Second, particularly for publicly traded companies, there will be a host of disclosure-related issues, including, for example, disclosures around the company’s use of AI, the impact of AI on its operations and competitive environment, and the impact of AI on future revenues and overall financial performance. For example, companies touting a supposed business advantage they enjoy because of the company’s incorporation of AI technology in their business strategy may be subject to allegations concerning the extent to which investors were fully informed about the risks associated with the strategy.

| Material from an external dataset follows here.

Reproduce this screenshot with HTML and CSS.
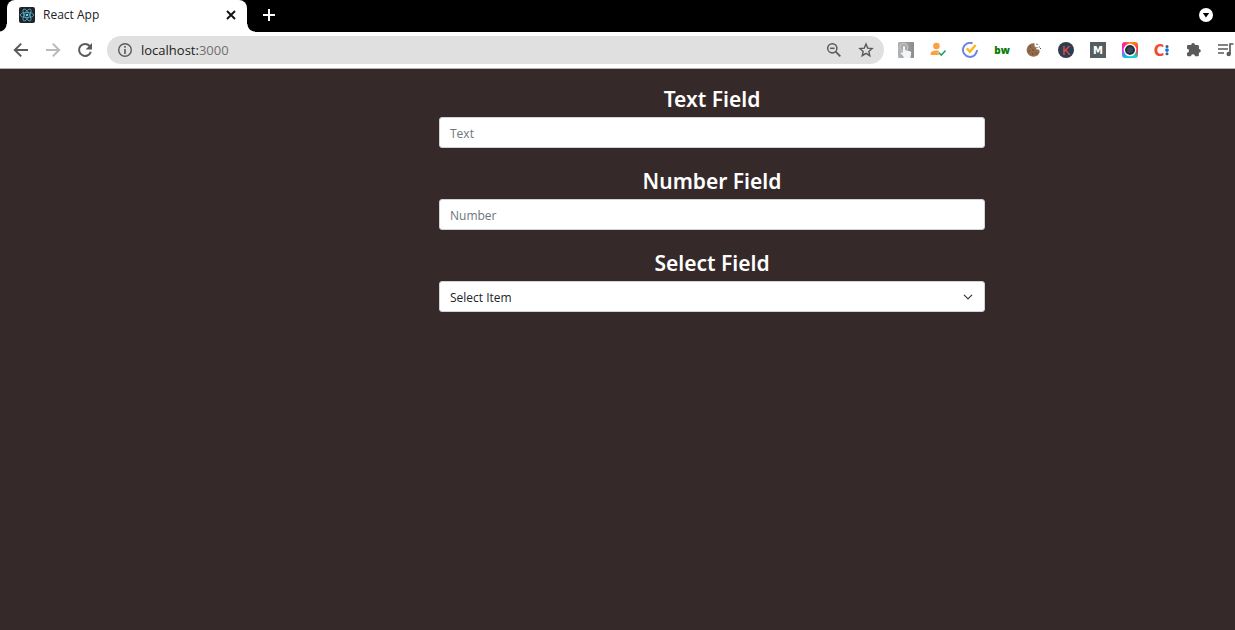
FILE: index.html
```html
<!DOCTYPE html>
<html lang="en">
<head>
<meta charset="utf-8">
<meta name="viewport" content="width=device-width, initial-scale=1">
<title>React App</title>
<link rel="stylesheet" href="styles.css">
</head>
<body>
<header class="browser">
  <div class="tabs">
    <div class="tab">
      <svg class="tab-icon" width="16" height="16" viewBox="0 0 16 16" aria-hidden="true">
        <rect width="16" height="16" rx="2" fill="#20232a"/>
        <g fill="none" stroke="#53b5ce" stroke-width=".8">
          <ellipse cx="8" cy="8" rx="6.7" ry="2.6"/>
          <ellipse cx="8" cy="8" rx="6.7" ry="2.6" transform="rotate(60 8 8)"/>
          <ellipse cx="8" cy="8" rx="6.7" ry="2.6" transform="rotate(120 8 8)"/>
        </g>
        <circle cx="8" cy="8" r="1.3" fill="#61dafb"/>
      </svg>
      <span class="tab-title">React App</span>
      <button class="icon-button tab-close" aria-label="Close tab">
        <svg width="16" height="16" viewBox="0 0 16 16"><path d="M4 4l8 8M12 4l-8 8" stroke="#111" stroke-width="1.9"/></svg>
      </button>
    </div>
    <button class="icon-button new-tab" aria-label="New tab">
      <svg width="16" height="16" viewBox="0 0 16 16"><path d="M8 2v12M2 8h12" stroke="#fff" stroke-width="2"/></svg>
    </button>
    <button class="icon-button tab-search" aria-label="Search tabs">
      <svg width="16" height="16" viewBox="0 0 16 16"><circle cx="8" cy="8" r="7" fill="#fff"/><path d="M4.8 6h6.4L8 10.4z" fill="#000"/></svg>
    </button>
  </div>
  <div class="toolbar">
    <nav class="navigation" aria-label="History">
      <button class="icon-button" aria-label="Back"><svg width="16" height="16" viewBox="0 0 16 16"><path d="M15 8H2.4M8.2 1.6L1.8 8l6.4 6.4" fill="none" stroke="#5a5a5a" stroke-width="2"/></svg></button>
      <button class="icon-button" aria-label="Forward"><svg width="16" height="16" viewBox="0 0 16 16"><path d="M1 8h12.6M7.8 1.6L14.2 8l-6.4 6.4" fill="none" stroke="#bababa" stroke-width="2"/></svg></button>
      <button class="icon-button" aria-label="Reload"><svg width="16" height="16" viewBox="0 0 16 16"><path d="M13.8 9.7A6 6 0 1 1 12.6 4" fill="none" stroke="#5a5a5a" stroke-width="2"/><path d="M15 1v6.4H8.6z" fill="#5a5a5a"/></svg></button>
    </nav>
    <div class="address">
      <svg width="16" height="16" viewBox="0 0 16 16" aria-hidden="true"><circle cx="8" cy="8" r="6.3" fill="none" stroke="#5a5a5a" stroke-width="1.4"/><path d="M8 7v5M8 4v1.7" stroke="#5a5a5a" stroke-width="1.6"/></svg>
      <span class="url">localhost:<span class="port">3000</span></span>
      <button class="icon-button" aria-label="Zoom"><svg width="16" height="16" viewBox="0 0 16 16"><g fill="none" stroke="#5a5a5a" stroke-width="1.5"><circle cx="6.3" cy="6.3" r="4.6"/><path d="M4 6.3h4.6"/><path d="M9.7 9.7l4.6 4.6" stroke-width="1.8"/></g></svg></button>
      <button class="icon-button" aria-label="Bookmark"><svg width="16" height="16" viewBox="0 0 16 16"><path d="M8 2.1l1.7 4 4.4.4-3.3 2.9 1 4.3L8 11.4l-3.8 2.3 1-4.3-3.3-2.9 4.4-.4z" fill="none" stroke="#5a5a5a" stroke-width="1.4"/></svg></button>
    </div>
    <div class="extensions">
      <button class="icon-button" aria-label="Click recorder"><svg width="16" height="16" viewBox="0 0 16 16"><defs><linearGradient id="gray" x1="0" x2="1"><stop stop-color="#b5b5b5"/><stop offset="1" stop-color="#8b8b8b"/></linearGradient></defs><rect width="16" height="16" rx="1" fill="url(#gray)"/><circle cx="6" cy="5.4" r="4" fill="#aaa" stroke="#cacaca"/><path d="M5 5.2q0-1.2 1-1.2t1 1.2v3l5 1.1q1.4.3 1.2 1.8L12.5 15v1h-7v-1.5L2.5 11q.6-1.4 2.5-.2z" fill="#f1f6fb"/></svg></button>
      <button class="icon-button" aria-label="Contact checker"><svg width="16" height="16" viewBox="0 0 16 16"><circle cx="6.4" cy="4" r="3.3" fill="#ff9f43"/><path d="M.6 13v-1.2C.6 9.4 3.6 8.4 6.4 8.4c1.1 0 2 .1 2.9.5L7.4 10.9 9.4 13z" fill="#ff9f43"/><path d="M8.6 10.5l2.7 2.6 4.2-4.5" fill="none" stroke="#25a15b" stroke-width="1.5"/></svg></button>
      <button class="icon-button" aria-label="Tasks"><svg width="16" height="16" viewBox="0 0 16 16"><path d="M10.6 1.4A7 7 0 1 0 15 8" fill="none" stroke="#6b83e8" stroke-width="2"/><path d="M4.8 6.4l3.1 3.4 5.7-6.8" fill="none" stroke="#ffb718" stroke-width="2.4"/></svg></button>
      <button class="icon-button" aria-label="bw"><svg width="16" height="16" viewBox="0 0 16 16"><text x="8" y="12" text-anchor="middle" class="logo-bw">bw</text></svg></button>
      <button class="icon-button" aria-label="Cookies"><svg width="16" height="16" viewBox="0 0 16 16"><path d="M8.7 1.4a6.7 6.7 0 1 0 4.9 9l-.2-2.6-2.6-.4-1.1-2.2-1.3-1.3z" fill="#946b4a"/><g fill="#5f422e"><circle cx="4.5" cy="5" r=".7"/><circle cx="7" cy="8" r=".8"/><circle cx="3.3" cy="9" r=".7"/><circle cx="6.5" cy="12" r=".7"/><circle cx="10.3" cy="11" r=".7"/></g><path d="M10.4 1.8h1.2v1.2h-1.2zM12.8 4.5h1v1h-1zM10.5 5h1v1h-1zM14 6h1v1h-1z" fill="#604635"/></svg></button>
      <button class="icon-button" aria-label="K"><svg width="16" height="16" viewBox="0 0 16 16"><circle cx="8" cy="8" r="8" fill="#2d3e50"/><text x="8" y="12.5" text-anchor="middle" class="logo-k">K</text></svg></button>
      <button class="icon-button" aria-label="M"><svg width="16" height="16" viewBox="0 0 16 16"><rect width="16" height="16" fill="#555f61"/><text x="8" y="11.5" text-anchor="middle" class="logo-m">M</text></svg></button>
      <button class="icon-button" aria-label="Screen capture"><span class="capture"><svg width="16" height="16" viewBox="0 0 16 16"><circle cx="8" cy="8" r="5.7" fill="#333f4b" stroke="#fff" stroke-width="1.3"/><circle cx="8" cy="8" r="3.7" fill="#34495a" stroke="#1c2530"/></svg></span></button>
      <button class="icon-button" aria-label="C"><svg class="logo" width="16" height="16" viewBox="0 0 16 16"><text x="5" y="14" text-anchor="middle" class="logo-c">C</text><circle cx="13" cy="4.4" r="1.5" fill="#4a5969"/><circle cx="13" cy="8.1" r="1.9" fill="#087be8"/><circle cx="13" cy="11.8" r="1.5" fill="#4a5969"/></svg></button>
      <button class="icon-button" aria-label="Extensions"><svg width="16" height="16" viewBox="0 0 16 16"><path d="M5.2 3a1.9 1.9 0 0 1 3.8 0h2.7q1.2 0 1.2 1.2v2.7a1.9 1.9 0 0 1 0 3.8v2.3q0 1.2-1.2 1.2H9a2 2 0 0 0-4 0H2.2q-1.2 0-1.2-1.2V10.7a2 2 0 0 0 0-4V4.2q0-1.2 1.2-1.2z" fill="#5a5a5a"/></svg></button>
      <button class="icon-button playlist" aria-label="Media"><svg width="16" height="16" viewBox="0 0 16 16"><path d="M0 3h10M0 7h10M0 11h6M12 12V2h3.5" fill="none" stroke="#5a5a5a" stroke-width="1.7"/><circle cx="10.7" cy="12" r="2.2" fill="#5a5a5a"/></svg></button>
    </div>
  </div>
</header>
<main class="page">
  <form class="form">
    <div class="field">
      <label for="text">Text Field</label>
      <input class="control" id="text" type="text" placeholder="Text">
    </div>
    <div class="field">
      <label for="number">Number Field</label>
      <input class="control" id="number" type="number" placeholder="Number">
    </div>
    <div class="field">
      <label for="select">Select Field</label>
      <div class="select-wrap">
        <select class="control" id="select"><option>Select Item</option></select>
        <svg class="chevron" width="10" height="10" viewBox="0 0 16 16" aria-hidden="true"><path d="M2 5l6 6 6-6" fill="none" stroke="#343a40" stroke-width="2" stroke-linecap="round" stroke-linejoin="round"/></svg>
      </div>
    </div>
  </form>
</main>
</body>
</html>
```
FILE: styles.css
```css
* {
  box-sizing: border-box;
}

body {
  display: flex;
  flex-direction: column;
  min-height: 100vh;
  margin: 0;
  overflow-x: hidden;
  background: #352929;
  font-family: "Noto Sans", "Open Sans", sans-serif;
}

svg {
  display: block;
  flex: none;
}

.logo {
  overflow: visible;
}

.icon-button {
  display: flex;
  align-items: center;
  justify-content: center;
  padding: 0;
  border: 0;
  background: transparent;
}

.tabs {
  display: flex;
  align-items: stretch;
  height: 32px;
  padding-right: 21px;
  background: #000;
}

.tab {
  position: relative;
  display: flex;
  align-items: center;
  width: 240px;
  margin-left: 7px;
  padding: 0 8px 2px 12px;
  border-radius: 8px 8px 0 0;
  background: #fff;
}

.tab::before,
.tab::after {
  position: absolute;
  bottom: 0;
  width: 8px;
  height: 8px;
  content: "";
}

.tab::before {
  right: 100%;
  background: radial-gradient(circle at 0 0, transparent 7px, #fff 8px);
}

.tab::after {
  left: 100%;
  background: radial-gradient(circle at 100% 0, transparent 7px, #fff 8px);
}

.tab-title {
  flex: 1;
  margin-left: 8px;
  color: #222;
  font-family: "Open Sans", sans-serif;
  font-size: 12px;
  line-height: 16px;
}

.new-tab {
  width: 28px;
  margin-left: 8px;
  padding-bottom: 2px;
}

.tab-search {
  margin-left: auto;
  padding-bottom: 2px;
}

.toolbar {
  display: flex;
  align-items: center;
  height: 37px;
  border-bottom: 1px solid #b5b1b1;
  background: #fff;
}

.navigation {
  display: flex;
  gap: 16px;
  padding: 0 14px 0 13px;
}

.address {
  display: flex;
  flex: 1;
  align-items: center;
  gap: 16px;
  height: 28px;
  padding: 0 10px;
  border-radius: 14px;
  background: #e0e0e0;
}

.url {
  flex: 1;
  margin-left: -8px;
  color: #222;
  font-family: "Open Sans", sans-serif;
  font-size: 13px;
  line-height: 20px;
}

.port {
  color: #707070;
}

.extensions {
  display: flex;
  padding-left: 6px;
}

.extensions .icon-button {
  width: 32px;
}

.extensions .playlist {
  justify-content: flex-end;
  width: 25px;
  padding-right: 1px;
}

.capture {
  border-radius: 3px;
  background: conic-gradient(#f90, #ff2b50 25%, #11d9d0 40%, #0cbce8 60%, #e52bea 75%, #ff2196 88%, #f90);
}

.logo-bw {
  fill: #087c08;
  font: 800 10px "Open Sans", sans-serif;
}

.logo-k {
  fill: #e64c4c;
  font: 13px Roboto, sans-serif;
}

.logo-m {
  fill: #fff;
  font: bold 10px "DejaVu Sans", sans-serif;
}

.logo-c {
  fill: #f04b2c;
  font: bold 16px "Liberation Sans Narrow", "DejaVu Sans Condensed", sans-serif;
}

.page {
  display: grid;
  flex: 1;
  grid-template-columns: 439fr 546fr 250fr;
  padding-top: 15px;
}

.form {
  display: flex;
  grid-column: 2;
  flex-direction: column;
  gap: 18px;
}

.field {
  display: flex;
  flex-direction: column;
  gap: 2px;
}

.field label {
  color: #fff;
  font-size: 21px;
  font-weight: 600;
  line-height: 31px;
  text-align: center;
}

.control {
  display: block;
  width: 100%;
  height: 31px;
  padding: 6px 10px 4px;
  border: 1px solid #ced4da;
  border-radius: 3px;
  outline: 0;
  background: #fff;
  color: #212529;
  font-family: "Open Sans", sans-serif;
  font-size: 12px;
  line-height: 19px;
  appearance: none;
}

.control::placeholder {
  color: #6c757d;
  opacity: 1;
}

.select-wrap {
  position: relative;
}

.chevron {
  position: absolute;
  top: 11px;
  right: 12px;
  pointer-events: none;
}
```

Third, boards likely will be subject to claims based on allegations pertaining to the board’s duties of oversight. For example, picture a company that is using images or other content generated by AI and that subsequently faces claims that it has been using synthetic content deceptively. These kinds of allegations could not only lead to consumer protection-type claims but could also lead to allegations that the company’s board failed to properly oversee a critical corporate function.

There undoubtedly will be other types of claims to emerge as well, not the least of which may be employment-related claims based on allegations of discrimination or bias, as well as other workplace-related allegations, such as invasion of privacy.

There are some other kinds of claims that I can imagine when I really try to stretch myself on the question of future AI-related claims. Imagine if you can a board that uses AI to identify merger candidates or to assess the potential merits of a possible merger; if the subsequent merger goes sour, claimants might allege that the board failed to use sufficient care in its reliance on AI technology.

Whether and to what extent these kinds of claims may emerge remains to be seen. But given the fast-moving environment of AI-related technology, I don’t think we will have to wait long to find out.